In their downtown studio, Daniel Silver and Steven Cox were hunched over a tiny cellphone image of Ieshia Evans, the woman in the fluttering sundress whose steely posture was unbowed as she stood between Baton Rouge police officers armed with riot gear and angry protesters decrying the death of Alton Sterling.
No simple pair of chinos on a beanpole hipster could compete.
 
The woman in the sundress identified as Ieshia Evans, arrested at a protest in Baton Rouge. (Jonathan Bachman/Reuters)
 
At the menswear industry’s opening-night party, waiters passed picture-perfect hors d’oeuvres and bartenders poured booze. Common was on the bill. Cadillac sponsored it all.
The party conversation, half-heard over the fashionable din, was about which shows might be good — and which might be a bore. Folks nodded and smiled even if they heard only one-third of what was said. It didn’t matter; just small talk after all.
But then the topic changed. Dallas. They leaned in close — heads almost touching, don’t want to miss a word  — when the fashion director of Neiman Marcus began to talk about the mood back in the gleaming Texas city where the company is based: Why here? Why did the shooter target our police?
Fashion — as an industry — feels disconnected from today’s news. Like some oblivious bystander. The industry en masse seems diffident. The power of its collective voice goes unused in matters of social justice, national turmoil, political pandemonium.
[Okay, Gypsy Sport: Your male models in lace skirts got our attention.
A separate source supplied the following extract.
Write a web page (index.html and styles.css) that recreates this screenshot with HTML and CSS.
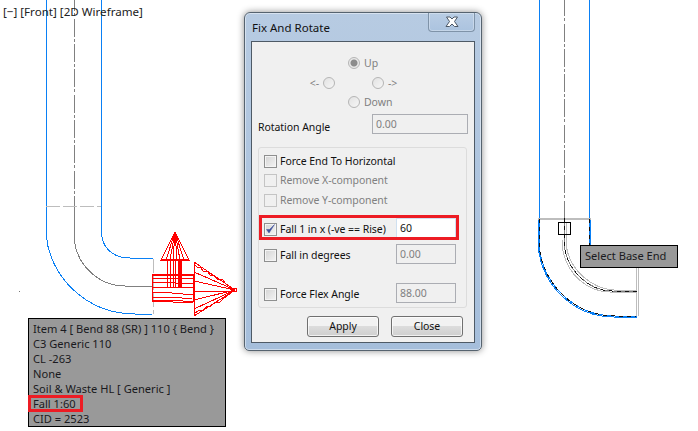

But now what?]
Instead, Seventh Avenue is busy bemoaning its own internal upheaval. Should it show you the spring 2017 collection now? Or wait until, say, April? Should it even call these collections  “spring” or, simply, “new clothes”?
Fashion burrows on. Its creativity may stir dreams. But will it awaken the mind? A single draped navy blazer from Duckie Brown can deliver a dissertation’s worth of detail about gender. The crispness of a cantaloupe-colored sailing coat from Exley is a history lesson in New England manufacturing.
But mostly, fashion has just been peacocking. Suit Supply peddles tight little suits on hyper-groomed dandies. Uri Minkoff mixes tailoring with performance fabric to offer up short shorts that strain to their limit on the muscular thighs of dancers.
 
 
Suit Supply spring 2017 (Robin Givhan)

 It might do the menswear industry a bit of good to go cold turkey on hiring so many lumberjack-bearded models who are tattooed up like The Illustrated Man.” It would serve designers well to consider how a brocade suit or a palm frond hat might look on just a regular guy. (Probably not so great.)  After all, exactly what percentage of male consumers is made up of the hipster demographic?
 
 Krammer & Stout spring 2017 (Robin Givhan)

Menswear has spent a significant amount of runway time touting the glories of gender-neutral clothing, feminized men’s clothes and masculine clothes that are welcoming to women. But even in the fashion crowd there is little evidence that this style has made the leap from the runway to the audience. Perhaps it’s yet to come. Or perhaps fashion is off the mark, just burrowing in deeper.
The week has begun uncomfortably. At Industria Superstudios, a group of not-quite-established brands presented new lines in presentations scattered across a series of lofts. In one room, Minkoff had dancers lunging and bending in his collection of navy and cobalt blue jackets, trousers and shorts. One model did so many side planks that the back of his tailored blazer was one enormous sweat stain, which is the kind of thing that distracts one’s attention from the the tidy fit.